Recognize the Interstate’s spillover safety effects.

The report consistently states that the Interstate system is the “safest roadway” in the country, when measured as crashes and fatalities per mile traveled. But safety is declining on the Interstates and surrounding roadways as total fatalities increase. Interstates in urban areas transition high speed traffic onto busy city streets and lower speed roads. And the trend of increasing speed limits is cutting into its safety record: When Ohio increased speed limits from 65 to 70 miles per hour on some of its Interstates in 2013, deaths on those segments spiked 22 percent.

The safety recommendations in the report hinge on the successful implementation of connected and automated vehicle technologies. While these technologies show promise, their safety benefits are years away from being realized. In the meantime, federal programs should incentivize actions that reduce fatalities by reducing speeds, minimizing conflicts, and allowing safe vehicle operations throughout the system.

Emphasize eliminating some Interstate segments as part of “right sizing.”

The report recognizes the negative impact that the Interstates have had on urban communities and recommends that the federal government develop metrics to determine where to grow the Interstate system and where to downsize it. But the proposed policies place more emphasis on building more Interstate mileage and maintaining what already exists.

Right sizing, particularly in the face of massive reconstruction costs, should encourage rethinking significant portions of Interstates in urban areas.

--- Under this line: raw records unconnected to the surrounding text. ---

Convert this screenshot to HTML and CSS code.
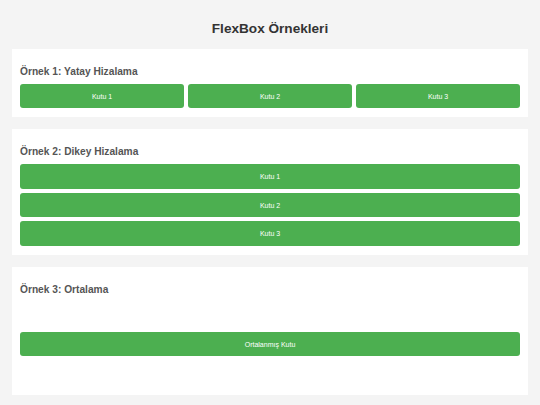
FILE: index.html
```html
<!DOCTYPE html>
<html lang="tr">

<head>
    <meta charset="UTF-8">
    <meta name="viewport" content="width=device-width, initial-scale=1.0">
    <title>FlexBox Örnekleri</title>
    <link rel="stylesheet" href="styles.css">
</head>

<body>

    <h1>FlexBox Örnekleri</h1>

    <!-- Örnek 1 -->
    <div class="section">
        <h2>Örnek 1: Yatay Hizalama</h2>
        <div class="row">
            <div class="box">Kutu 1</div>
            <div class="box">Kutu 2</div>
            <div class="box">Kutu 3</div>
        </div>
    </div>

    <!-- Örnek 2 -->
    <div class="section">
        <h2>Örnek 2: Dikey Hizalama</h2>
        <div class="column">
            <div class="box">Kutu 1</div>
            <div class="box">Kutu 2</div>
            <div class="box">Kutu 3</div>
        </div>
    </div>

    <!-- Örnek 3 -->
    <div class="section">
        <h2>Örnek 3: Ortalama</h2>
        <div class="center">
            <div class="box">Ortalanmış Kutu</div>
        </div>
    </div>

</body>

</html>
```

FILE: styles.css
```css
* {
    margin: 0;
    padding: 0;
    box-sizing: border-box;
}

body {
    font-family: "Liberation Sans", Arial, sans-serif;
    background-color: #f4f4f4;
    padding: 0 12px;
    color: #333;
}

h1 {
    text-align: center;
    font-size: 13.6px;
    line-height: 17px;
    margin: 20px 0 12px;
    color: #333;
}

.section {
    background-color: #fff;
    padding: 8px 8px 9px;
    margin-bottom: 12px;
}

h2 {
    font-size: 10.2px;
    line-height: 12px;
    color: #555;
    margin: 9px 0 6px;
}

.row {
    display: flex;
    gap: 4px;
}

.column {
    display: flex;
    flex-direction: column;
    gap: 4px;
}

.center {
    display: flex;
    align-items: center;
    height: 84px;
}

.box {
    flex: 1;
    height: 24px;
    display: flex;
    align-items: center;
    justify-content: center;
    background-color: #4caf50;
    color: #fff;
    font-size: 7px;
    border-radius: 3px;
}

.column .box {
    flex: none;
    height: 24.7px;
}
```
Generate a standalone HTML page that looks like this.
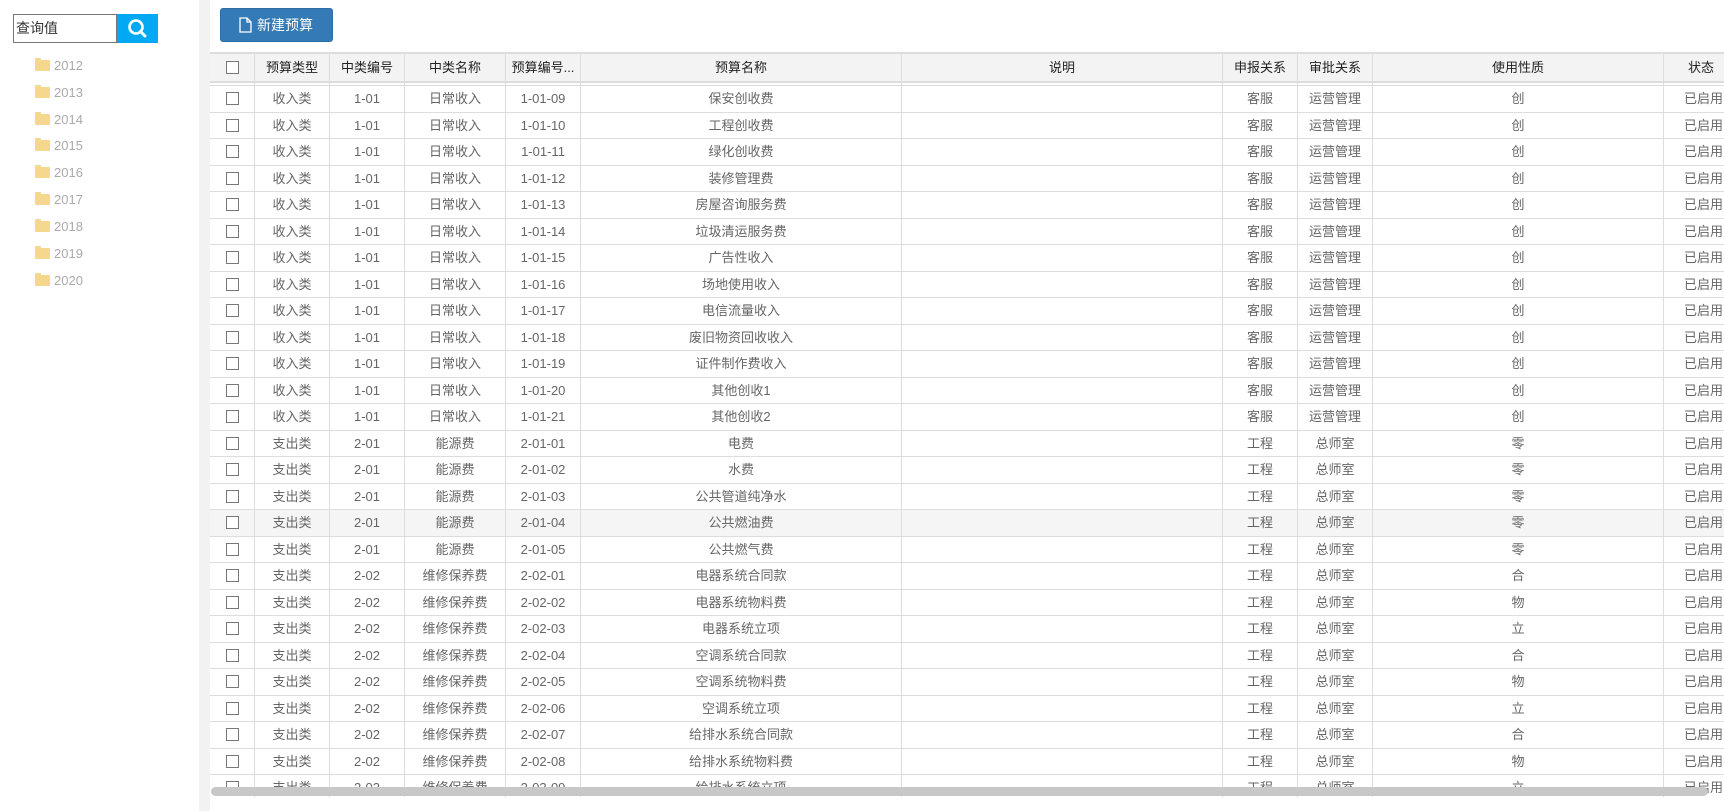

This does not mean removing them completely as a thoroughfare, but conversions into boulevards and other roadways can help reknit divided neighborhoods, save substantially on costs, and still provide a viable route for commuters. But the report’s federal reconstruction program would pay for 90 percent of the cost of rebuilding and expanding, providing a huge incentive to maintain the status quo. Perhaps that same money should be also available to encourage and pay for conversion.

Part and parcel of that would be to conduct a full analysis of the real purpose of the Interstate Highway System. For freight traffic, the system undoubtedly serves an important, long-haul role in interstate commerce. But the report recognizes that Interstates have become “primary corridors for commuting and other local travel,” a far cry from its original intent. Vehicle miles on urban Interstates account for 70 percent (and growing) of all Interstate traffic, while rural Interstate vehicle miles peaked in the early 2000s. If so much travel is inherently local, perhaps the designated Interstate system should only apply to segments that are primarily for Interstate travel.

On the other hand, expanding the length of the system will do little to bring widespread economic benefits to the country. Regions that are farther than 25 miles from an existing Interstate, which the report enumerates, want the Interstate brand and the federal dollars that go with it. But these communities already have high capacity, limited access roadways that serve them and connect them Interstates and other national roadways. From a transportation standpoint, expanding the system to connect them does little to boost the economy and regional accessibility.

Perhaps Congress and the TRB steering committee considered more revolutionary recommendations but did not find them feasible. Or perhaps they did not want to wade into making some tough recommendations on the system’s future. But the intractable problems of the future of transportation are going to be solved with fresh thinking, not just fresh concrete.

The opinions expressed above are those of the author and do not necessarily reflect those of the Eno Center for Transportation.